One of the uses of myth is to shore up social or national identity, and the global mythology of our literature is countered by the folk figures of John Bull, Britannia, and a recently deified Churchill. But these figures seem fixed in the public imagination: unlike mythical beings, their stories do not admit change and metamorphosis. Marina Warner surveyed the development of Britannia as a national figure and finds a peculiar, and still recognizable paradox in James Thomson’s ‘Rule Britannia!’: ‘The rhetoric exposes the tension between the Britannia who upholds the freedom of democracy […] and the Britannia who herself brings nations under subjection’ (Monuments and Maidens, 46).

But a living mythology should not be stuck and backward-looking, it should ease transition.

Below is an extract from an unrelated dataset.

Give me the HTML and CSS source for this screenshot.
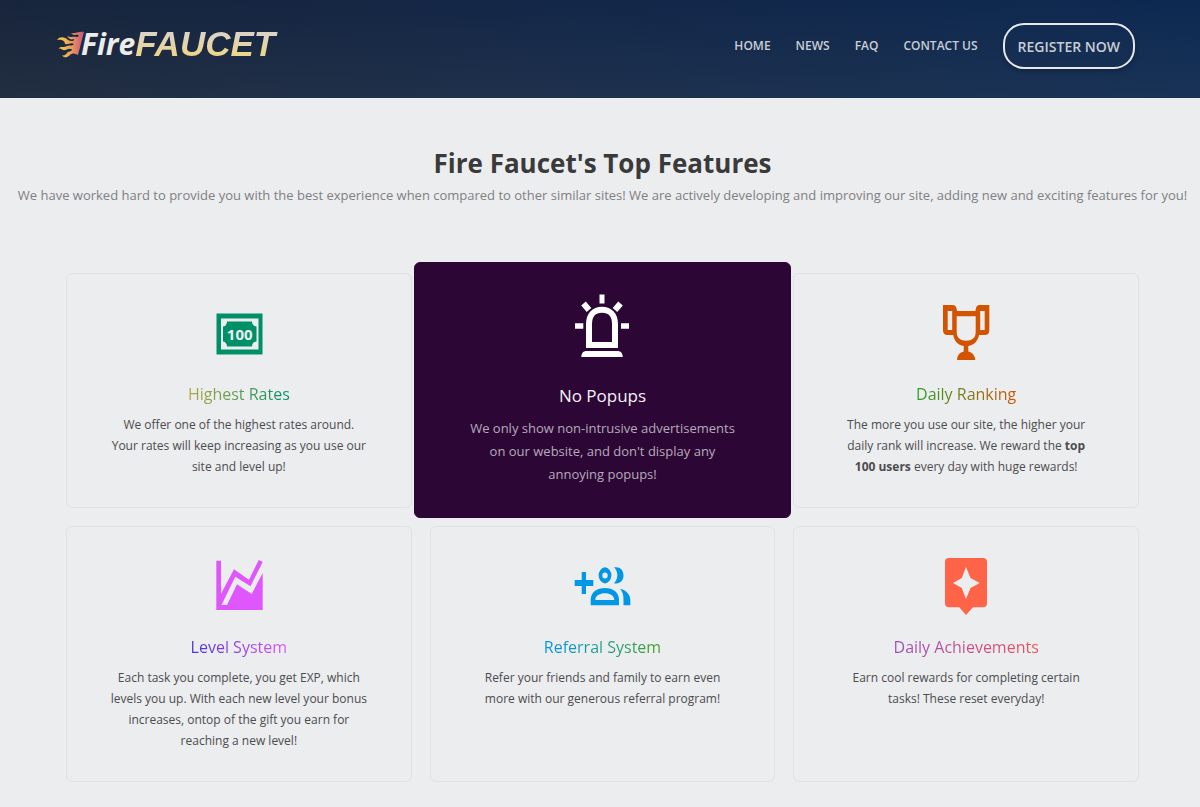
FILE: index.html
```html
<!DOCTYPE html>
<html lang="en">
<head>
<meta charset="utf-8">
<meta name="viewport" content="width=device-width, initial-scale=1">
<title>Fire Faucet</title>
<link rel="stylesheet" href="styles.css">
</head>
<body>
<header class="header">
  <a class="logo" href="#">
    <svg class="logo-flame" viewBox="0 0 28 27" aria-hidden="true">
      <defs><linearGradient id="flame"><stop offset="0" stop-color="#f6d23c"/><stop offset=".5" stop-color="#eda05c"/><stop offset="1" stop-color="#c8507a"/></linearGradient></defs>
      <path fill="url(#flame)" d="M27 1 21 24C18 22 15 22 13 24C10 27 7 27 5 24.500C8 25 9 23 11 21C13 20 15 20 15 18.500C12 16 9 20 6 19C4 18 3 17 1 18C4 14.500 7 17 10 15C13 14 16 15 17 13C14 11 11 14 8 13C8 10 5 8 0 9C3 5 8 6 11 9C14 11 18 10 17 8C14 9 12 8 10 5C14 7 17 5 20 6C23 6 22 3 18 4C16 4 15 3 14 2C18 3 22 0 27 1Z"/>
    </svg>
    <span class="logo-fire">Fire</span><span class="logo-faucet">FAUCET</span>
  </a>
  <nav class="nav">
    <a href="#">HOME</a>
    <a href="#">NEWS</a>
    <a href="#">FAQ</a>
    <a href="#">CONTACT US</a>
    <button class="register" type="button">REGISTER NOW</button>
  </nav>
</header>
<main>
  <section class="intro">
    <h1>Fire Faucet's Top Features</h1>
    <p>We have worked hard to provide you with the best experience when compared to other similar sites! We are actively developing and improving our site, adding new and exciting features for you!</p>
  </section>
  <section class="features">
    <article class="card rates">
      <svg class="icon" viewBox="0 0 64 64" aria-hidden="true">
        <path fill="currentColor" fill-rule="evenodd" d="M9.500 12.500H55.500V53.500H9.500ZM14 17.500V48.500H51.500V17.500Z"/>
        <path fill="currentColor" d="M20 20.500H45C45 23.500 47 25.500 49.500 25.500V40.500C47 40.500 45 42.500 45 45.500H20C20 42.500 18 40.500 16 40.500V25.500C18 25.500 20 23.500 20 20.500Z"/>
        <text class="note-value" x="32.700" y="39" text-anchor="middle">100</text>
      </svg>
      <h2>Highest Rates</h2>
      <p>We offer one of the highest rates around. Your rates will keep increasing as you use our site and level up!</p>
    </article>
    <article class="card popups featured">
      <svg class="icon" viewBox="0 0 70 70" aria-hidden="true">
        <path fill="currentColor" d="M32.500 3.500H37.500V12.500H32.500ZM8 32.300H16.300V37.700H8ZM54 32.300H62V37.700H54Z"/>
        <path fill="none" stroke="currentColor" stroke-width="6" d="M16.500 12.500 22 19M53.500 12.500 48 19M22 54V33C22 24 27 18.700 35 18.700S48 24 48 33V54Z"/>
        <path fill="currentColor" d="M14.300 66C14.300 62 16.500 60 19.500 60H50.500C53.500 60 55.700 62 55.700 66Z"/>
      </svg>
      <h2>No Popups</h2>
      <p>We only show non-intrusive advertisements on our website, and don't display any annoying popups!</p>
    </article>
    <article class="card ranking">
      <svg class="icon" viewBox="0 0 64 64" aria-hidden="true">
        <path fill="currentColor" fill-rule="evenodd" d="M9 4H19C21.500 4 22.700 6 23 10H41.500C41.700 6 43 4 45.300 4H55.300V29.500C55.300 32.500 53.500 34 51 34H45C44 40 40 44 34.300 45V50.500C38 51.500 41 54 41.300 59H23C23.200 54 26 51.500 29.700 50.500V45C24 44 20 40 19.300 34H13.500C10.500 34 9 32 9 29.500ZM13.700 10V29H18.200V10ZM46.200 10V29H50.700V10ZM22.700 15.300V31C22.700 37 26.500 39.700 32.200 39.700S41.700 37 41.700 31V15.300Z"/>
      </svg>
      <h2>Daily Ranking</h2>
      <p>The more you use our site, the higher your daily rank will increase. We reward the <strong>top 100 users</strong> every day with huge rewards!</p>
    </article>
    <article class="card level">
      <svg class="icon" viewBox="0 0 64 64" aria-hidden="true">
        <path fill="currentColor" d="M9.300 6.700H14V39.700L27 15.300 42 25.700 51.700 6 55.700 8 43.500 32.300 28.300 22.700 14.500 51H20L30 30.300 44.700 40 55.700 19V56H9.300Z"/>
      </svg>
      <h2>Level System</h2>
      <p>Each task you complete, you get EXP, which levels you up. With each new level your bonus increases, ontop of the gift you earn for reaching a new level!</p>
    </article>
    <article class="card referral">
      <svg class="icon" viewBox="0 0 64 64" aria-hidden="true">
        <path fill="currentColor" fill-rule="evenodd" d="M11.700 18H16V26H23.300V32H16V40H11.700V32H4.700V26H11.700ZM35 13.200A7.200 8.200 0 0 1 35 29.500A7.200 8.200 0 0 1 35 13.200ZM35 18.500A2.700 3 0 0 0 35 24.500A2.700 3 0 0 0 35 18.500ZM44 13.300C50 12.300 53.500 16 53.500 21.300S50 30.500 44 29.300C48.500 25 48.500 17.700 44 13.300ZM20.700 51.300V46C20.700 38 27 34 35 34S49 38 49 46V51.300ZM25.300 46H44.300C44 41.500 40 39.300 35 39.300S25.500 41.500 25.300 46ZM50 34.700C57 36.500 60.300 41 60.300 46V51.300H53.500V46C53.500 41 53 38.500 50 34.700Z"/>
      </svg>
      <h2>Referral System</h2>
      <p>Refer your friends and family to earn even more with our generous referral program!</p>
    </article>
    <article class="card achievements">
      <svg class="icon" viewBox="0 0 64 64" aria-hidden="true">
        <path fill="currentColor" fill-rule="evenodd" d="M15 4H49Q53 4 53 8V49.300Q53 53.300 49 53.300H39L32 61 25.300 53.300H15Q11 53.300 11 49.300V8Q11 4 15 4ZM32 13 27.800 24 19 29 27.800 34 32 45 36.500 34 45.700 29 36.500 24Z"/>
      </svg>
      <h2>Daily Achievements</h2>
      <p>Earn cool rewards for completing certain tasks! These reset everyday!</p>
    </article>
  </section>
</main>
</body>
</html>
```
FILE: styles.css
```css
* { box-sizing: border-box; }

body {
  margin: 0;
  background: #ecedef;
  color: #4b4c4e;
  font: 12px/21px "Open Sans", "Noto Sans", sans-serif;
}

h1, h2, p { margin: 0; }

.header {
  display: flex;
  align-items: center;
  justify-content: space-between;
  padding: 23px 65px 29px 57px;
  background:
    linear-gradient(to bottom, rgba(6, 30, 70, .35), rgba(38, 58, 84, .35)),
    linear-gradient(to right, #202836, #1a2b48 45%, #112f58);
}

.logo {
  display: flex;
  align-items: center;
  height: 46px;
  padding-bottom: 4px;
  line-height: 42px;
  text-decoration: none;
  font-style: italic;
  font-weight: 700;
}

.logo-flame { width: 28px; height: 27px; margin-right: -4px; }

.logo-fire { color: #ececec; font-size: 30px; }

.logo-faucet {
  font-family: "Liberation Sans", Arial, sans-serif;
  font-size: 35px;
  padding-right: 4px;
  background: linear-gradient(to bottom, #dcd3c4 28%, #efd58a 75%);
  -webkit-background-clip: text;
  background-clip: text;
  color: transparent;
}

.nav { display: flex; align-items: center; gap: 25px; }

.nav a {
  padding-bottom: 2px;
  color: #c9ced5;
  font-weight: 600;
  text-decoration: none;
}

.register {
  height: 46px;
  padding: 0 13px;
  border: 2px solid #e6e9ec;
  border-radius: 21px;
  background: transparent;
  box-shadow: 0 2px 4px rgba(0, 0, 0, .25);
  color: #c9ced5;
  font: 600 14px "Open Sans", "Noto Sans", sans-serif;
}

.intro {
  padding: 47px 5px 66px 10px;
  text-align: center;
}

.intro h1 { color: #3a3a3a; font-size: 26px; line-height: 36px; }

.intro p { margin-top: 2px; color: #7f8082; font-size: 13px; line-height: 24px; }

.features {
  display: grid;
  grid-template-columns: repeat(3, 1fr);
  gap: 18px;
  padding: 0 61px 25px 66px;
}

.card {
  display: flex;
  flex-direction: column;
  align-items: center;
  padding: 27px 42px 30px;
  border: 1px solid #e0e2e4;
  border-radius: 6px;
  text-align: center;
}

.icon { width: 64px; height: 64px; }

.note-value { fill: #ecedef; font-size: 15px; font-weight: 700; }

.card h2 {
  margin: 16px 0 7px;
  font-size: 16px;
  font-weight: 400;
  line-height: 26px;
  -webkit-background-clip: text;
  background-clip: text;
  color: transparent;
}

.rates .icon { color: #009068; }
.rates h2 { background-image: linear-gradient(to right, #b5a642, #009068); }
.ranking .icon { color: #d35400; }
.ranking h2 { background-image: linear-gradient(to right, #26a02c, #d35400); }
.level .icon { color: #e056fd; }
.level h2 { background-image: linear-gradient(to right, #4834d4, #e056fd); }
.referral .icon { color: #0097e6; }
.referral h2 { background-image: linear-gradient(to right, #0097e6, #44a02c); }
.achievements .icon { color: #ff6348; }
.achievements h2 { background-image: linear-gradient(to right, #9b4fc0, #ee5253); }

.featured {
  margin: -11px -16px -10px;
  padding: 28px 47px 31px;
  border-color: #2c0735;
  background: #2c0735;
  color: #b5abb9;
  font-size: 13px;
  line-height: 23px;
}

.featured .icon { width: 70px; height: 70px; color: #fff; }

.featured h2 {
  margin: 21px 0 7px;
  color: #f4f1f5;
  font-size: 17px;
  line-height: 28px;
}
```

In fifth-century Athens, Aeschylus had Orestes speak a charter for a new political arrangement: pledging the military assistance of Argos alongside Athens (Eumenides, 762-77). It’s a pledge of union, of unity after monstrous bloodshed. Alas, like the EU, the union is destructively imperfect: if the ideal of the EU is, in part at least, to keep peace within the union, the Oresteian parallel of plenty of war beyond the borders (Eumenides 858-66) is also revoltingly apposite.

In seeking the strength to combat fascist propaganda, why not look to the apocalypse? (apokaluptein is, literally, ‘to uncover’.) Myths of the apocalypse invariably culminate in a rebirth, reminding us of the circularity of existence. What seems dismal now is not eternal. This is the aftermath of Ragnarök (in a rather selective translation from Snorri Sturluson’s Edda, by C. Fee and D. A. Leeming):

The earth will rise from the deeps again one day, green and blossoming, and crops will flourish where none were planted. A new sun will take the place of her mother, and a number of gods will return to the ancient ruins of Asgard, led now by Baldr. Lif and Lifthrasir will survive to renew the race of men: they will have hidden themselves securely in Yggdrasill’s embrace, and the fire of Surt will not scorch them: they will survive on the morning dew, and keep watch through the branches above them for the new sun rising. And thus, through its death, the world will be born again.